Strengthening of Fe60Co15Ni15Cr10 medium entropy alloy via heat-treatment-induced phase transformation and TiC reinforcement

Abstract

The ferrous-rich Fe60Co15Ni15Cr10 medium entropy alloy (MEA) was prepared via mechanical alloying and spark plasma sintering. To further enhance the strength of the MEA, the present study developed two effective strategies: optimizing the heat treatment temperature and incorporating TiC nanoparticles as a reinforcement phase. The obtained results revealed the formation of a single-phase face-centered cubic (FCC) structure within the MEA powder after 30 h of milling.
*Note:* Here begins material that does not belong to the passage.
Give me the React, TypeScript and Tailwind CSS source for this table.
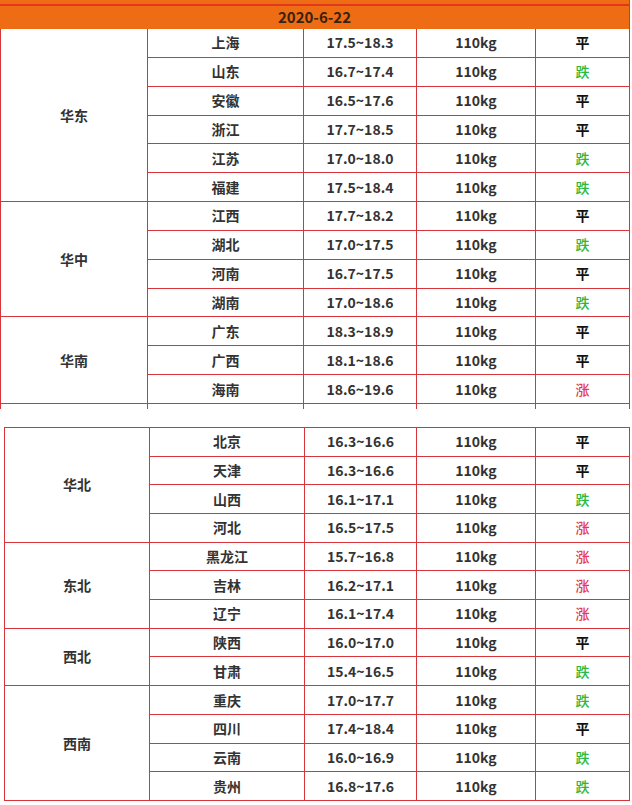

While the MEA/TiC composite powder exhibited both FCC and TiC phases. After sintering, the predominant FCC phase and a minor CrFe-rich body-centered cubic (BCC) phase were observed. However, as the heat treatment temperature increased, a fraction of the BCC phase significantly increased. Consequently, the hardness of MEA increased by 54 % after heat treatment at 900 °C, while its compressive yield strength (CYS) increased by 184 % after heat treatment at 1000 °C. The addition of 5 wt.% TiC reinforcement improved its hardness and CYS by 47 % and approximately 219 %, respectively. Furthermore, heat-treatment-induced microstructural heterogeneity provides multiple stages of strain hardening. Hence, this study demonstrates that heat-treatment-induced phase transformation and TiC reinforcement can significantly enhance the strength and hardness of MEA, providing a viable approach to developing high-performance, cost-effective alloys for structural applications.